▶ [Stored records]
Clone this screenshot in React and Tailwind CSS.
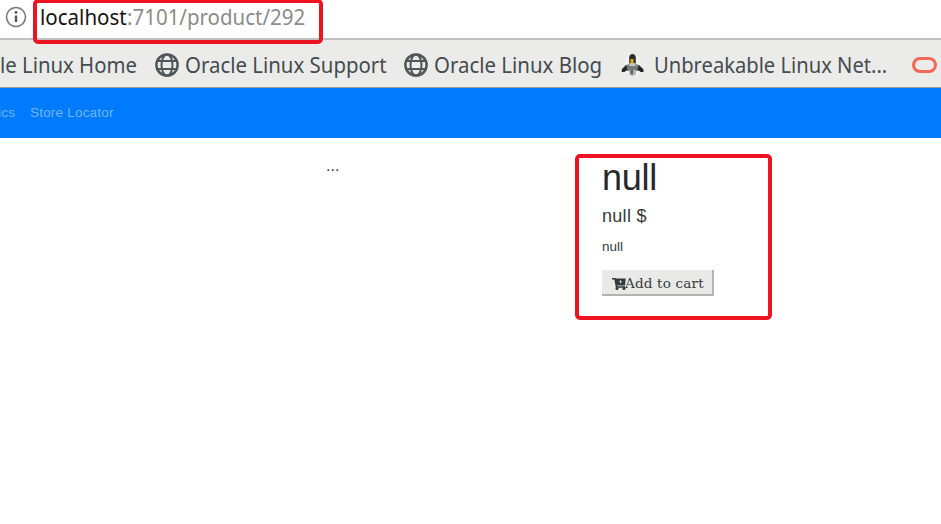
function InfoIcon() {
  return (
    <svg className="ml-[5px] mt-[6px] h-[22px] w-[22px] shrink-0" viewBox="0 0 22 22" fill="none">
      <circle cx="11" cy="11" r="9.5" stroke="#777" strokeWidth="1.6" />
      <path d="M11 9.5v6.5" stroke="#555" strokeWidth="2.4" />
      <circle cx="11" cy="6.4" r="1.4" fill="#555" />
    </svg>
  );
}

function Globe() {
  return (
    <svg className="h-6 w-6 shrink-0" viewBox="0 0 24 24" fill="none" stroke="#50575b">
      <circle cx="12" cy="12" r="10.6" strokeWidth="2.5" />
      <ellipse cx="12" cy="12" rx="5.5" ry="10.6" strokeWidth="2" />
      <path d="M2.500 8h19M2.500 16h19" strokeWidth="1.9" />
    </svg>
  );
}

function Penguin() {
  return (
    <svg className="h-6 w-6 shrink-0" viewBox="0 0 24 24">
      <path d="M5 4h13l3 14-6 5H8l-5-6z" fill="#f6f6f5" opacity="0.6" />
      <path d="M8.200 12V4.500Q8.500 1 11.500 1T14.800 4.500V12z" fill="#2c2c2d" />
      <path d="M6 11.500h11l5 4.500v2H1v-2z" fill="#77797b" />
      <path d="M5 12L.8 16.500v2.500h2.700l3-3zM18 12l4.500 4.500v2.500h-3l-3-3z" fill="#242426" />
      <path d="M8 17h7v4.500L12 23l-3.500-1z" fill="#b5b6b8" />
      <path d="M9.500 17h2.500v4.500H9.500z" fill="#606164" />
      <path d="M8.500 10h6v3h-6z" fill="#c7c6c2" />
      <path d="M9.500 6h3v4.500h-3z" fill="#e6a922" />
    </svg>
  );
}

function Cart() {
  return (
    <svg className="mt-[3px] h-[14px] w-[14px] shrink-0" viewBox="0 0 14 14" fill="none">
      <path d="M0 1.700h3l1.500 8.300h8.500" stroke="#30363a" strokeWidth="1.500" />
      <path d="M3 1.500h10.700l-.7 7H4.500z" fill="#30363a" />
      <path d="M8.500 3v3.500M6.800 4.700h3.500" stroke="#b5b8b8" strokeWidth="1" />
      <circle cx="5" cy="11.500" r="1.500" fill="#30363a" />
      <circle cx="12" cy="11.500" r="1.500" fill="#30363a" />
    </svg>
  );
}

const bookmarkText =
  "block origin-left whitespace-nowrap text-[22.5px] leading-[30px] text-[#454b4f]";

export default function App() {
  return (
    <div className="relative h-[524px] w-[941px] overflow-hidden bg-white font-['Liberation_Sans',sans-serif]">
      <header className="font-['Noto_Sans',sans-serif]">
        <div className="flex h-[38px] items-start">
          <InfoIcon />
          <div className="ml-[13px] mt-px flex whitespace-nowrap text-[22px] leading-[30px]">
            <span className="block w-[87px] shrink-0">
              <span className="block origin-left scale-x-[0.933] text-[#141414]">localhost</span>
            </span>
            <span className="block origin-left scale-x-[0.931] text-[#8b8b8b]">:7101/product/292</span>
          </div>
        </div>
        <nav className="flex h-[50px] items-start border-b border-t-2 border-b-[#9a9d9e] border-t-[#c0c1bf] bg-[#ebebe9] pt-[10px]">
          <div className="w-[155px] shrink-0">
            <span className={bookmarkText + " scale-x-[0.904]"}>le Linux Home</span>
          </div>
          <div className="flex w-[249px] shrink-0 pt-[3px]">
            <Globe />
            <span className={bookmarkText + " -mt-[3px] ml-[6px] scale-x-[0.907]"}>Oracle Linux Support</span>
          </div>
          <div className="flex w-[217px] shrink-0 pt-[3px]">
            <Globe />
            <span className={bookmarkText + " -mt-[3px] ml-[6px] scale-x-[0.908]"}>Oracle Linux Blog</span>
          </div>
          <div className="flex w-[291px] shrink-0 pt-[3px]">
            <Penguin />
            <span className={bookmarkText + " -mt-[3px] ml-[9px] scale-x-[0.896]"}>Unbreakable Linux Net...</span>
          </div>
          <span className="mt-[7px] block h-4 w-[25px] shrink-0 rounded-full border-[3px] border-[#f76656]" />
        </nav>
      </header>

      <nav className="flex h-[50px] items-start whitespace-nowrap bg-[#007bff] pt-[17px] text-[13.5px] leading-4 tracking-[0.2px] text-[#72b6ff]">
        <span className="block w-[30px] -translate-x-[2px]">ics</span>
        <span className="block">Store Locator</span>
      </nav>

      <main className="flex text-[#343a40]">
        <div className="w-[602px] shrink-0 pl-[326px] pt-[18px] text-[16px] leading-5">...</div>
        <section className="pt-[18px]">
          <h1 className="text-[36px] leading-[44px] tracking-[-0.3px] text-[#25292d]">null</h1>
          <h2 className="mt-[5px] text-[18px] leading-[22px] tracking-[0.3px]">null $</h2>
          <p className="mt-[12px] text-[13.5px] leading-4">null</p>
          <button className="mt-[15px] flex h-[26px] w-[112px] items-center border-b-2 border-r-2 border-[#b3b3b2] bg-[#e9e9e7] pl-[10px] font-['DejaVu_Serif',serif] text-[13.5px] tracking-[0.2px] text-[#343a3d]">
            <Cart />
            <span className="-ml-px mt-[2px] whitespace-nowrap">Add to cart</span>
          </button>
        </section>
      </main>

      <div className="absolute left-[33px] top-[-1px] h-[45px] w-[290px] rounded-[5px] border-4 border-[#ed1320]" />
      <div className="absolute left-[575px] top-[154px] h-[166px] w-[197px] rounded-[5px] border-4 border-[#ed1320]" />
    </div>
  );
}
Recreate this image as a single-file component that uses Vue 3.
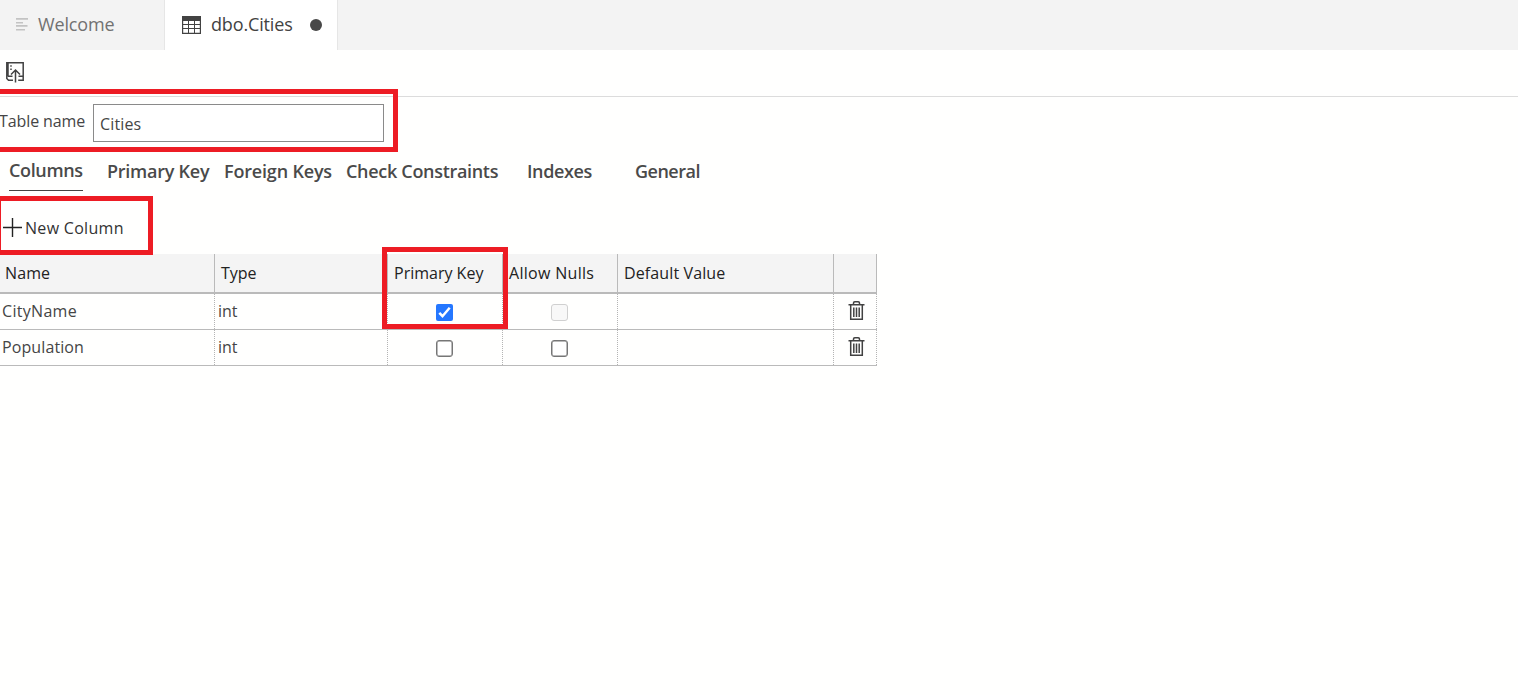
<script setup>
import { ref } from 'vue'

const tableName = ref('Cities')
const sections = [
  { label: 'Columns', cls: 's-columns', active: true },
  { label: 'Primary Key', cls: 's-pk' },
  { label: 'Foreign Keys', cls: 's-fk' },
  { label: 'Check Constraints', cls: 's-check' },
  { label: 'Indexes', cls: 's-indexes' },
  { label: 'General', cls: 's-general' },
]
const headers = [
  { label: 'Name', cls: 'h-name' },
  { label: 'Type', cls: 'h-type' },
  { label: 'Primary Key', cls: 'h-pk' },
  { label: 'Allow Nulls', cls: 'h-nulls' },
  { label: 'Default Value', cls: 'h-default' },
  { label: '', cls: 'h-del' },
]
const rows = ref([
  { name: 'CityName', cls: 'r-city', type: 'int', pk: true, nullsDisabled: true },
  { name: 'Population', cls: 'r-pop', type: 'int', pk: false, nullsDisabled: false },
])
</script>

<template>
  <div class="editor">
    <nav class="tabs">
      <div class="tab inactive">
        <svg class="lines" width="12" height="13" viewBox="0 0 12 13" fill="#c3c3c3">
          <path d="M0 0h12v1.700H0zM0 4h7v1.500H0zM0 7h11.500v1.700H0zM0 11h9v1.500H0z" />
        </svg>
        <span class="t-welcome">Welcome</span>
      </div>
      <div class="tab current">
        <svg class="grid-icon" width="19" height="18" viewBox="0 0 19 18">
          <path d="M0 0h19v18H0z" fill="#424242" />
          <path d="M1.200 5h4.800v3H1.200zM7 5h5v3H7zM13 5h4.800v3H13zM1.200 9h4.800v3H1.200zM7 9h5v3H7zM13 9h4.800v3H13zM1.200 13h4.800v3.800H1.200zM7 13h5v3.800H7zM13 13h4.800v3.800H13z" fill="#fff" />
        </svg>
        <span class="t-cities">dbo.Cities</span>
        <i class="dirty"></i>
      </div>
    </nav>

    <div class="toolbar">
      <svg width="18" height="21" viewBox="0 0 18 21" fill="none" stroke="#424242" stroke-width="1.500">
        <path d="M7 18.200H2.500L.8 16.500V.8h16.400v17.400h-5M2 1v13.500M2 14.200h4.500M12.500 14.200h4.500" />
        <path d="M9.500 20.500V8.500M5 12.500l4.500-4.500 4.500 4.500" />
        <path d="M5 3.200v1.600M5 6.400v1.600" />
      </svg>
    </div>

    <div class="name-row">
      <label for="table-name" class="t-label">Table name</label>
      <input id="table-name" v-model="tableName" class="t-input" />
      <div class="mark mark-name"></div>
    </div>

    <div class="sections">
      <div v-for="s in sections" :key="s.label" class="section" :class="[s.cls, { active: s.active }]">
        <span>{{ s.label }}</span>
      </div>
    </div>

    <div class="actions">
      <svg width="19" height="19" viewBox="0 0 19 19" stroke="#222" stroke-width="1.400">
        <path d="M0 9.500h19M9.500 0v19" />
      </svg>
      <span class="t-new">New Column</span>
      <div class="mark mark-new"></div>
    </div>

    <div class="table">
      <div class="row head">
        <div v-for="h in headers" :key="h.cls" class="cell"><span :class="h.cls">{{ h.label }}</span></div>
      </div>
      <div v-for="r in rows" :key="r.name" class="row body">
        <div class="cell"><span :class="r.cls">{{ r.name }}</span></div>
        <div class="cell"><span class="r-type">{{ r.type }}</span></div>
        <div class="cell center">
          <span class="box" :class="{ checked: r.pk }">
            <svg v-if="r.pk" width="17" height="17" viewBox="0 0 17 17" fill="none" stroke="#fff" stroke-width="2.500">
              <path d="M3.300 8.800l3.200 3.400L13.700 3.800" />
            </svg>
          </span>
        </div>
        <div class="cell center"><span class="box" :class="{ disabled: r.nullsDisabled }"></span></div>
        <div class="cell"></div>
        <div class="cell center trash">
          <svg width="17" height="19" viewBox="0 0 17 19" fill="none" stroke="#424242" stroke-width="1.500">
            <path d="M.5 3.700h16M5.500 3.500V2q0-1.200 1.300-1.200h3.400q1.300 0 1.300 1.200v1.500M2.700 4v14.200h11.600V4M5.800 6.500V16M8.500 6.500V16M11.200 6.500V16" />
          </svg>
        </div>
      </div>
      <div class="mark mark-pk"></div>
    </div>
  </div>
</template>

<style>
html, body { background: #fffffe; }
</style>

<style scoped>
.editor {
  height: 695px;
  overflow: hidden;
  background: #fffffe;
  color: #454545;
  font-family: "Open Sans", "Noto Sans", sans-serif;
  font-size: 16px;
}
.editor * { box-sizing: border-box; }
.editor svg { display: block; flex: none; }
span, label { white-space: nowrap; }
.tabs { display: flex; height: 50px; background: #f3f3f3; font-size: 18px; }
.tab { display: flex; align-items: center; height: 50px; border-right: 1px solid #e6e6e6; }
.tab span { padding-bottom: 2px; letter-spacing: -.15px; }
.inactive { width: 165px; padding-left: 16px; color: #717171; }
.lines { margin: -2px 10px 0 0; }
.current { width: 173px; padding-left: 17px; background: #fff; color: #424242; }
.grid-icon { margin-right: 10px; }
.t-cities { width: 99px; }
.dirty { width: 12px; height: 12px; margin-top: -1px; border-radius: 50%; background: #484848; }
.toolbar { height: 47px; padding: 12px 0 0 6px; border-bottom: 1px solid #dcdcdc; }
.name-row { position: relative; display: flex; height: 58px; padding-top: 7px; }
.t-label { width: 93px; line-height: 34px; letter-spacing: -.1px; text-indent: -1px; }
.t-input {
  width: 291px; height: 38px; padding: 2px 6px 0; border: 1px solid #8a8a8a;
  background: #fff; color: #454545; font-family: inherit; font-size: 16px; letter-spacing: .15px; outline: none;
}
.mark { position: absolute; z-index: 1; border: 5px solid #ed1c24; pointer-events: none; }
.mark-name { left: -5px; top: -8px; width: 403px; height: 63px; }
.sections { display: flex; height: 41px; padding-left: 9px; font-size: 18px; font-weight: 600; letter-spacing: -.25px; color: #4a4a4a; }
.section { line-height: 32px; }
.section.active { height: 36px; line-height: 30px; border-bottom: 1px solid #444; }
.s-columns { width: 74px; margin-right: 24px; letter-spacing: -.35px; }
.s-pk { width: 117px; }
.s-fk { width: 122px; letter-spacing: -.18px; }
.s-check { width: 181px; letter-spacing: -.31px; }
.s-indexes { width: 108px; letter-spacing: -.4px; }
.s-general { letter-spacing: -.5px; }
.actions { position: relative; display: flex; align-items: center; height: 58px; padding: 6px 0 0 3px; color: #333; }
.actions svg { margin: -1px 3px 0 0; }
.t-new { letter-spacing: .3px; }
.mark-new { left: -4px; top: 0; width: 157px; height: 59px; }
.table { position: relative; width: 877px; }
.row { display: grid; grid-template-columns: 215px 173px 115px 115px 216px 43px; }
.head { height: 40px; background: #f4f4f4; border-bottom: 2px solid #bababa; color: #222; }
.head .cell { padding-left: 6px; line-height: 38px; border-right: 1px solid #bababa; }
.head .cell:first-child { padding-left: 5px; }
.h-name { letter-spacing: .1px; }
.h-nulls { letter-spacing: .3px; }
.h-default { letter-spacing: .12px; }
.body { height: 36px; border-bottom: 1px solid #bababa; }
.body .cell { padding-left: 3px; line-height: 34px; border-right: 1px dotted #b4b4b4; }
.body .cell:first-child { padding-left: 2px; }
.r-city { letter-spacing: .3px; }
.r-pop { letter-spacing: .1px; }
.body .center { display: flex; justify-content: center; padding: 10px 1px 0 0; }
.body .trash { padding: 7px 0 0 3px; }
.box { display: block; width: 17px; height: 17px; border: 1.500px solid #767676; border-radius: 3px; background: #fff; line-height: 0; box-shadow: inset 0 0 0 .5px #767676; }
.box.checked { border: 0; background: #2577ff; border-radius: 2px; box-shadow: none; }
.box.disabled { border-color: #d0d0d0; background: #f8f8f8; box-shadow: none; }
.mark-pk { left: 382px; top: -7px; width: 126px; height: 82px; }
</style>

▶ [Objective]
Exactly as written, please give again the lines from the beginning of the listing through the line containing "origin-left whitespace-nowrap text-[22.5px]", inclusive, without any pictures.

▶ [Task response]
Clone this screenshot in React and Tailwind CSS.
function InfoIcon() {
  return (
    <svg className="ml-[5px] mt-[6px] h-[22px] w-[22px] shrink-0" viewBox="0 0 22 22" fill="none">
      <circle cx="11" cy="11" r="9.5" stroke="#777" strokeWidth="1.6" />
      <path d="M11 9.5v6.5" stroke="#555" strokeWidth="2.4" />
      <circle cx="11" cy="6.4" r="1.4" fill="#555" />
    </svg>
  );
}

function Globe() {
  return (
    <svg className="h-6 w-6 shrink-0" viewBox="0 0 24 24" fill="none" stroke="#50575b">
      <circle cx="12" cy="12" r="10.6" strokeWidth="2.5" />
      <ellipse cx="12" cy="12" rx="5.5" ry="10.6" strokeWidth="2" />
      <path d="M2.500 8h19M2.500 16h19" strokeWidth="1.9" />
    </svg>
  );
}

function Penguin() {
  return (
    <svg className="h-6 w-6 shrink-0" viewBox="0 0 24 24">
      <path d="M5 4h13l3 14-6 5H8l-5-6z" fill="#f6f6f5" opacity="0.6" />
      <path d="M8.200 12V4.500Q8.500 1 11.500 1T14.800 4.500V12z" fill="#2c2c2d" />
      <path d="M6 11.500h11l5 4.500v2H1v-2z" fill="#77797b" />
      <path d="M5 12L.8 16.500v2.500h2.700l3-3zM18 12l4.500 4.500v2.500h-3l-3-3z" fill="#242426" />
      <path d="M8 17h7v4.500L12 23l-3.500-1z" fill="#b5b6b8" />
      <path d="M9.500 17h2.500v4.500H9.500z" fill="#606164" />
      <path d="M8.500 10h6v3h-6z" fill="#c7c6c2" />
      <path d="M9.500 6h3v4.500h-3z" fill="#e6a922" />
    </svg>
  );
}

function Cart() {
  return (
    <svg className="mt-[3px] h-[14px] w-[14px] shrink-0" viewBox="0 0 14 14" fill="none">
      <path d="M0 1.700h3l1.500 8.300h8.500" stroke="#30363a" strokeWidth="1.500" />
      <path d="M3 1.500h10.700l-.7 7H4.500z" fill="#30363a" />
      <path d="M8.500 3v3.500M6.800 4.700h3.500" stroke="#b5b8b8" strokeWidth="1" />
      <circle cx="5" cy="11.500" r="1.500" fill="#30363a" />
      <circle cx="12" cy="11.500" r="1.500" fill="#30363a" />
    </svg>
  );
}

const bookmarkText =
  "block origin-left whitespace-nowrap text-[22.5px] leading-[30px] text-[#454b4f]";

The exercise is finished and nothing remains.